> Stated task
In the records below, pick out all lines containing the word "styles".

> Records provided
------------

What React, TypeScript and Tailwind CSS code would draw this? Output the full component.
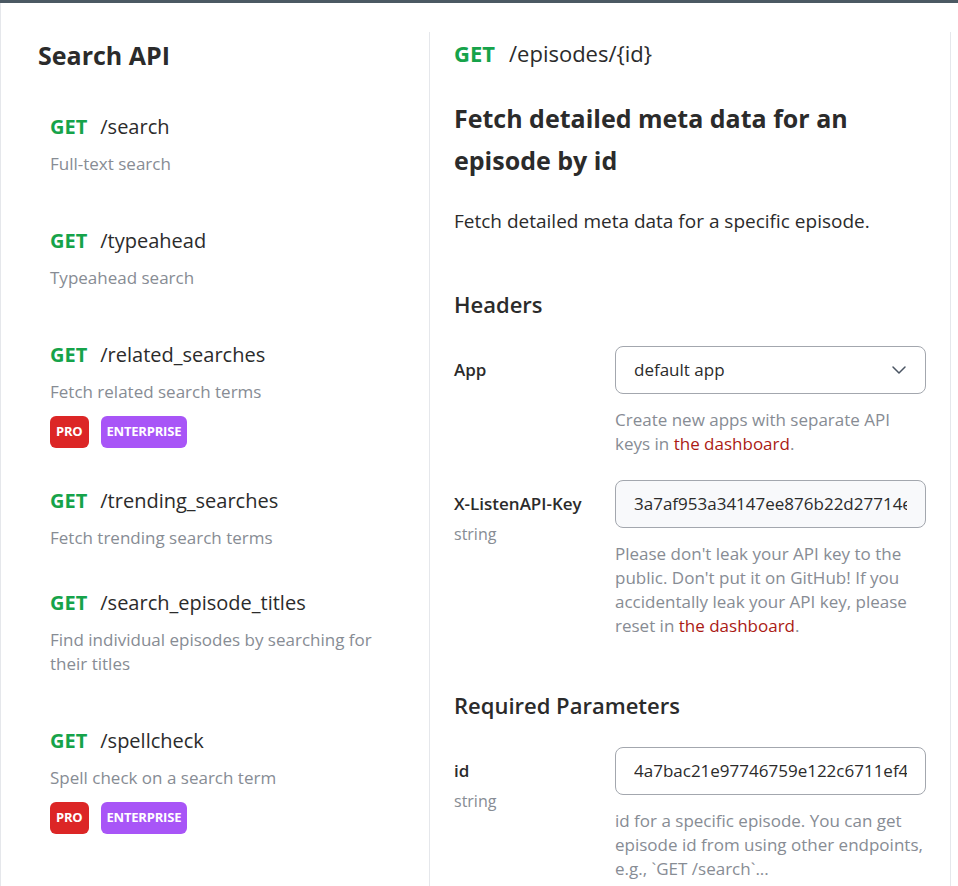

------------

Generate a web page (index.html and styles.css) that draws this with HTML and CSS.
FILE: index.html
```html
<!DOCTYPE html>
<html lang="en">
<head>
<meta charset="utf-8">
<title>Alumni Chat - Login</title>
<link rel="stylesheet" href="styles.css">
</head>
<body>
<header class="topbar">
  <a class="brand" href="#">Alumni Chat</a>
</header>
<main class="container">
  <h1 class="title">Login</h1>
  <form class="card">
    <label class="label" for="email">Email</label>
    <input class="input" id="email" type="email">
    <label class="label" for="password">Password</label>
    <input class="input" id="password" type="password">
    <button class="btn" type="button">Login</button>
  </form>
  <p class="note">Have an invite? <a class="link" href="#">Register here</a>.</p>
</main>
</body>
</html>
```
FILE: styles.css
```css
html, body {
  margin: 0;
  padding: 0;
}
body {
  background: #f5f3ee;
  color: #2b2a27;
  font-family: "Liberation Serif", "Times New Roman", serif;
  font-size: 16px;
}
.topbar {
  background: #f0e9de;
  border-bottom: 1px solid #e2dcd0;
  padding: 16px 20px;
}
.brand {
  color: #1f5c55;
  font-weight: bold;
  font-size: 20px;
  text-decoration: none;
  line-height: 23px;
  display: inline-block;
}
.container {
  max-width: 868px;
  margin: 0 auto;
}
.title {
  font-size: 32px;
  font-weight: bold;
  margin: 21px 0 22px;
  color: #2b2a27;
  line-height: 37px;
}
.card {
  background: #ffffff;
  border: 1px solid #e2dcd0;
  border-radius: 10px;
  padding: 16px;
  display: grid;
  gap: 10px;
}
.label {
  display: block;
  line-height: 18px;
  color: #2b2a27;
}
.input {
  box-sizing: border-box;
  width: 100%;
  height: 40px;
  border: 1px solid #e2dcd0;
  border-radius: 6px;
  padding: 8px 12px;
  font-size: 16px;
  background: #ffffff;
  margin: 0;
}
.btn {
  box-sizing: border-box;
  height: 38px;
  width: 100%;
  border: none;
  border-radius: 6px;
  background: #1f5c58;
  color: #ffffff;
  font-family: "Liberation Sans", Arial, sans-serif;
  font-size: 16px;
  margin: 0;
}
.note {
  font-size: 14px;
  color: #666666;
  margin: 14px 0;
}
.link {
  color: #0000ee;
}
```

------------

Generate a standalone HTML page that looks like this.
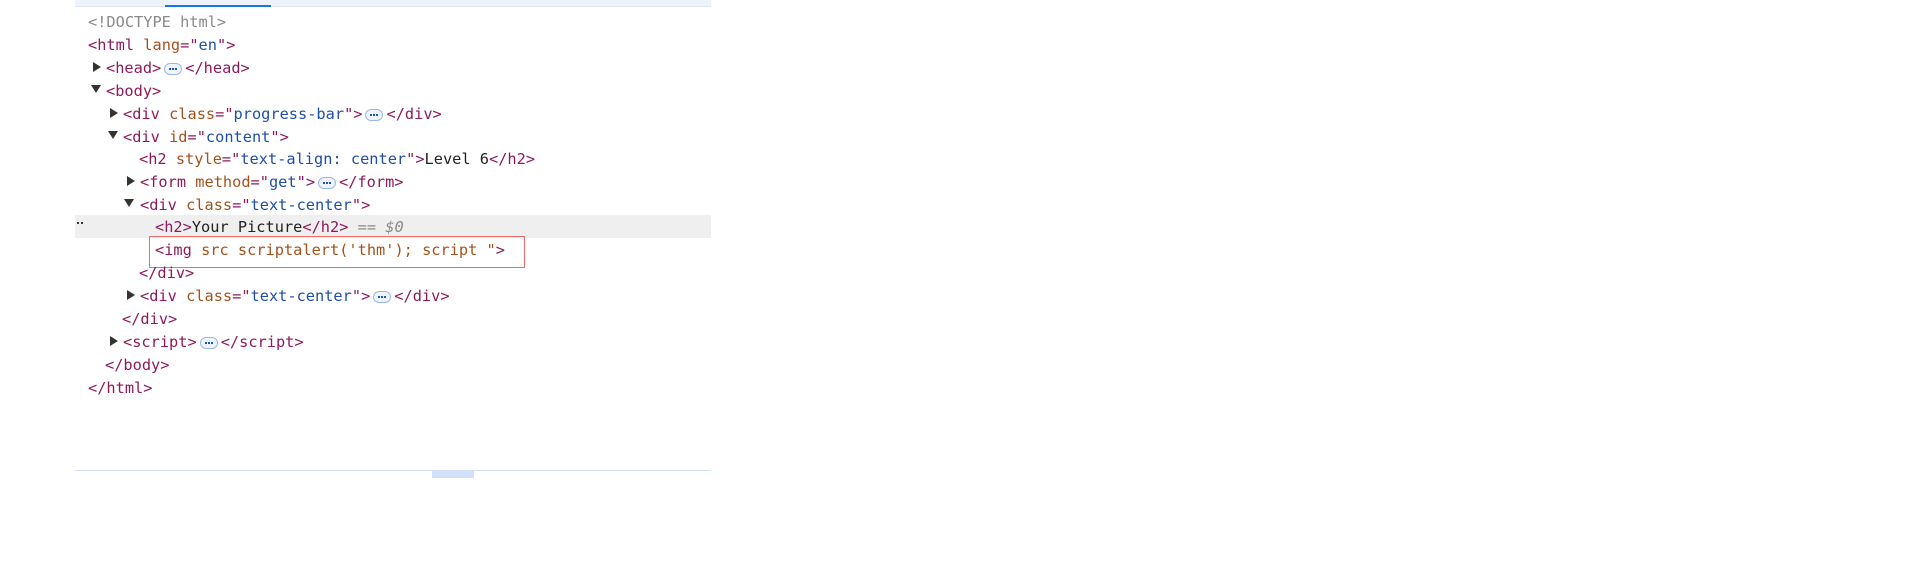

------------

> Solved problem
Generate a web page (index.html and styles.css) that draws this with HTML and CSS.
<link rel="stylesheet" href="styles.css">
FILE: styles.css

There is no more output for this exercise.